Two clinics at the Yale Law School launched the Connecticut Legal Food Hub earlier this month, a free legal service that connects low-income farmers, nonprofit organizations and food entrepreneurs to legal services.

The clinics — the Ludwig Center for Community and Economic Development and the Environmental Protection Clinic — are partnering with the Conservative Advocacy Foundation, a New England environmental advocacy agency, to help these groups navigate the many legal issues they encounter.

“Farming is very challenging, both physically but also financially,” explained Jeff Casel, a Connecticut farmer working with the Connecticut Legal Food Hub. “Financial budgets are so light that getting proper legal advice can be difficult and hard to afford.”

Producing food comes with lots of legal complications and liability risks and farmers need resources like the Legal Food Hub to protect them, he added.

The Conservation Law Foundation started the Legal Food Hub in 2014 in Massachusetts. It has since expanded to Maine, Rhode Island and, now, Connecticut. Since its founding, the organization has helped eligible groups connect with lawyers to handle over 200 cases.
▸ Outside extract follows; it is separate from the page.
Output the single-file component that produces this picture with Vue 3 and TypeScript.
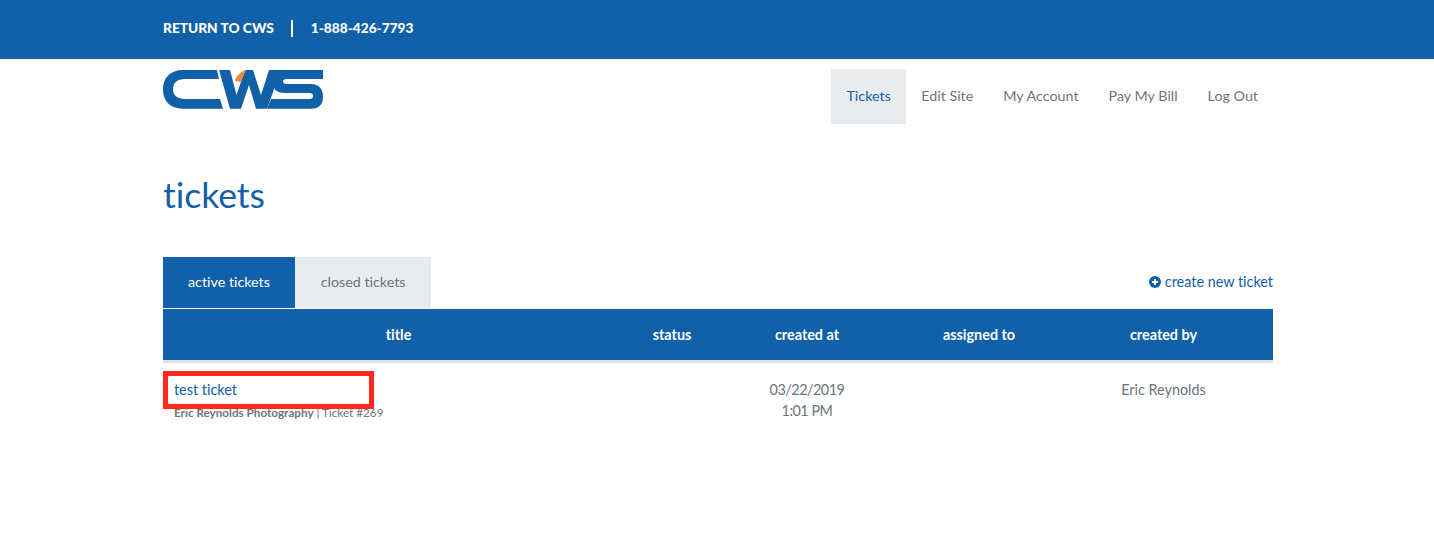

This month, the Connecticut branch has connected seven businesses and organizations to legal help.

According to a Law School press release, the cases handled by the Connecticut Legal Food Hub range from “dealing with increasingly complex food-safety and consumer-protection rules to helping young farmers work with retiring farmers on important succession planning.”

People and organizations using the Legal Food Hub are charged at a pro-bono rate by the lawyers with whom they are connected. Both the Ludwig Center for Community and Economic Development and the Environmental Protection Clinic are composed of professors and students at the Law School.
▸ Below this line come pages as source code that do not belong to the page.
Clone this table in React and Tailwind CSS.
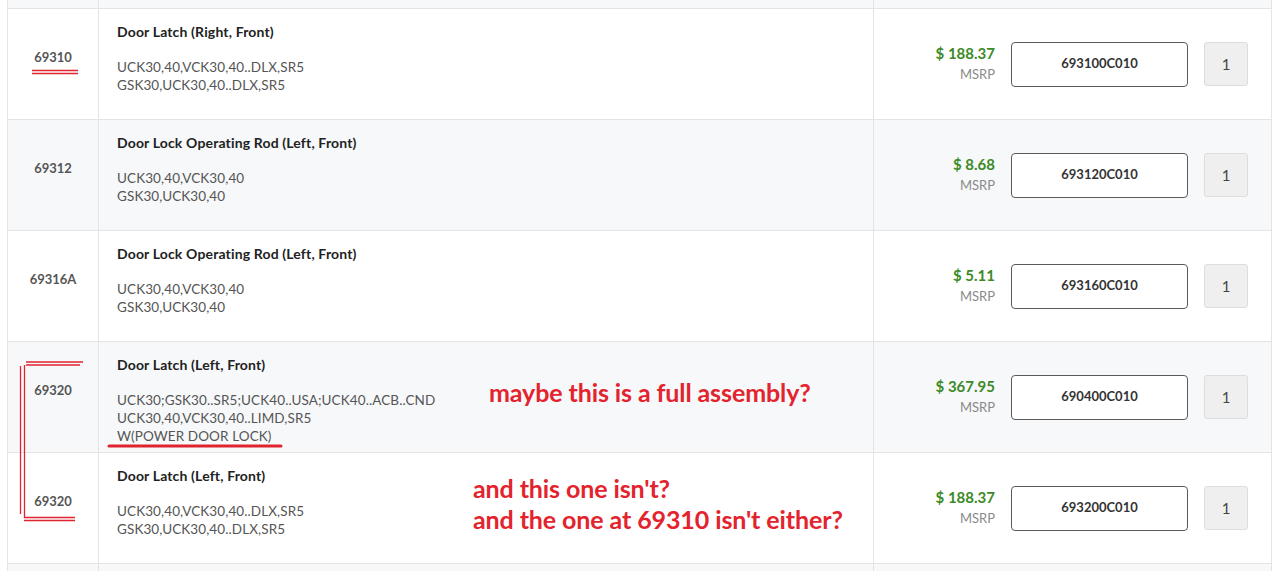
import React from "react";

const rows = [
  {
    num: "69310",
    title: "Door Latch (Right, Front)",
    lines: ["UCK30,40,VCK30,40..DLX,SR5", "GSK30,UCK30,40..DLX,SR5"],
    price: "$ 188.37",
    part: "693100C010",
    gray: false,
  },
  {
    num: "69312",
    title: "Door Lock Operating Rod (Left, Front)",
    lines: ["UCK30,40,VCK30,40", "GSK30,UCK30,40"],
    price: "$ 8.68",
    part: "693120C010",
    gray: true,
  },
  {
    num: "69316A",
    title: "Door Lock Operating Rod (Left, Front)",
    lines: ["UCK30,40,VCK30,40", "GSK30,UCK30,40"],
    price: "$ 5.11",
    part: "693160C010",
    gray: false,
  },
  {
    num: "69320",
    title: "Door Latch (Left, Front)",
    lines: [
      "UCK30;GSK30..SR5;UCK40..USA;UCK40..ACB..CND",
      "UCK30,40,VCK30,40..LIMD,SR5",
      "W(POWER DOOR LOCK)",
    ],
    price: "$ 367.95",
    part: "690400C010",
    gray: true,
  },
  {
    num: "69320",
    title: "Door Latch (Left, Front)",
    lines: ["UCK30,40,VCK30,40..DLX,SR5", "GSK30,UCK30,40..DLX,SR5"],
    price: "$ 188.37",
    part: "693200C010",
    gray: false,
  },
];

function Row({ r }) {
  return (
    <div
      className={`grid grid-cols-[91px_775px_1fr] h-[111px] border-b border-[#e4e4e4] ${
        r.gray ? "bg-[#f7f8f9]" : "bg-white"
      }`}
    >
      <div className="border-r border-[#e4e4e4] flex items-center justify-center pb-[13px]">
        <span className="text-[13px] font-bold text-[#555]">{r.num}</span>
      </div>
      <div className="border-r border-[#e4e4e4] pl-[18px] pt-[14px]">
        <div className="text-[14px] leading-[18px] font-bold text-[#222] tracking-[0.15px]">{r.title}</div>
        <div className="mt-[17px]">
          {r.lines.map((l, i) => (
            <div key={i} className="text-[13.5px] leading-[18px] text-[#555] tracking-[0.1px]">
              {l}
            </div>
          ))}
        </div>
      </div>
      <div className="flex items-center justify-end pr-[23px]">
        <div className="text-right">
          <div className="text-[15px] leading-[21px] font-bold text-[#3c8a28]">{r.price}</div>
          <div className="text-[13px] leading-[21px] text-[#8a8a8a]">MSRP</div>
        </div>
        <div className="ml-4 w-[177px] h-[45px] border border-[#5a5a5a] rounded-[4px] bg-white flex items-center justify-center text-[13px] font-bold text-[#333]">
          {r.part}
        </div>
        <div className="ml-[16px] w-[44px] h-[44px] border border-[#dddddd] rounded-[3px] bg-[#efefef] flex items-center justify-center text-[15px] text-[#444]">
          1
        </div>
      </div>
    </div>
  );
}

export default function App() {
  return (
    <div
      className="relative w-[1279px] h-[571px] overflow-hidden bg-white"
      style={{ fontFamily: "Lato, 'Open Sans', sans-serif" }}
    >
      <div className="ml-[7px] w-[1265px] border-l border-r border-[#e4e4e4]">
        <div className="grid grid-cols-[91px_775px_1fr] h-[9px] border-b border-[#e4e4e4] bg-[#f7f8f9]">
          <div className="border-r border-[#e4e4e4]" />
          <div className="border-r border-[#e4e4e4]" />
          <div />
        </div>
        {rows.map((r, i) => (
          <Row key={i} r={r} />
        ))}
        <div className="grid grid-cols-[91px_775px_1fr] h-[20px] bg-[#f7f8f9]">
          <div className="border-r border-[#e4e4e4]" />
          <div className="border-r border-[#e4e4e4]" />
          <div />
        </div>
      </div>

      {/* annotations */}
      <svg className="absolute left-0 top-0 pointer-events-none" width="1279" height="571">
        <g stroke="#e0242f" fill="none" strokeWidth="1.3">
          <line x1="32" y1="70.5" x2="78" y2="70.5" />
          <line x1="32" y1="73.5" x2="78" y2="73.5" />
          <line x1="26" y1="362" x2="83" y2="362" />
          <line x1="26" y1="365" x2="80" y2="365" />
          <line x1="20.5" y1="366" x2="20.5" y2="514" />
          <line x1="24.5" y1="365" x2="24.5" y2="518" />
          <line x1="24" y1="517.5" x2="75" y2="517.5" />
          <line x1="24" y1="520.5" x2="75" y2="520.5" />
        </g>
        <line x1="109" y1="446" x2="281" y2="446" stroke="#e0242f" strokeWidth="3" strokeLinecap="round" />
      </svg>
      <div
        className="absolute left-[489px] top-[377px] text-[25px] leading-[31px] font-bold text-[#e3232d] tracking-[-0.1px]"
        style={{ fontFamily: "Lato, sans-serif" }}
      >
        maybe this is a full assembly?
      </div>
      <div
        className="absolute left-[473px] top-[473px] text-[25px] leading-[31px] font-bold text-[#e3232d] tracking-[-0.1px]"
        style={{ fontFamily: "Lato, sans-serif" }}
      >
        <div>and this one isn't?</div>
        <div>and the one at 69310 isn't either?</div>
      </div>
    </div>
  );
}
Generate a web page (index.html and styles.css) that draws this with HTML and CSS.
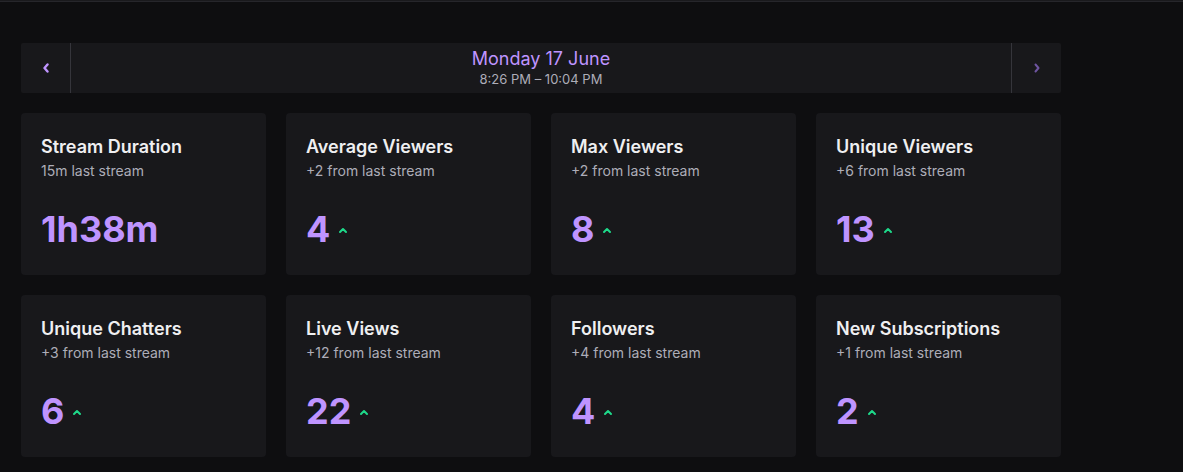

Brian Fink, the Farm and Food Legal Fellow at the Law School and one of the coordinators of the Connecticut Legal Food Hub, explained that he started the organization to help farmers with what he perceives as adverse conditions.

“Local producers face tremendous pressure from rising farmland costs, increasingly complicated regulations, national competition and loss of farmland to non-agricultural purposes,” he said. “Many farmers go without legal help at a substantial disproportion compared to other industries. This results in great uncertainty and the potential for losses or even ruin.”

He added that his work aligns with other projects underway at Yale to connect the University community with New Haven and Connecticut at large, citing Yale Hospitality’s recent initiatives to work with local farmers.

In future, he said, he hopes to expand the Food Hub by collaborating with other organizations in Connecticut doing similar work.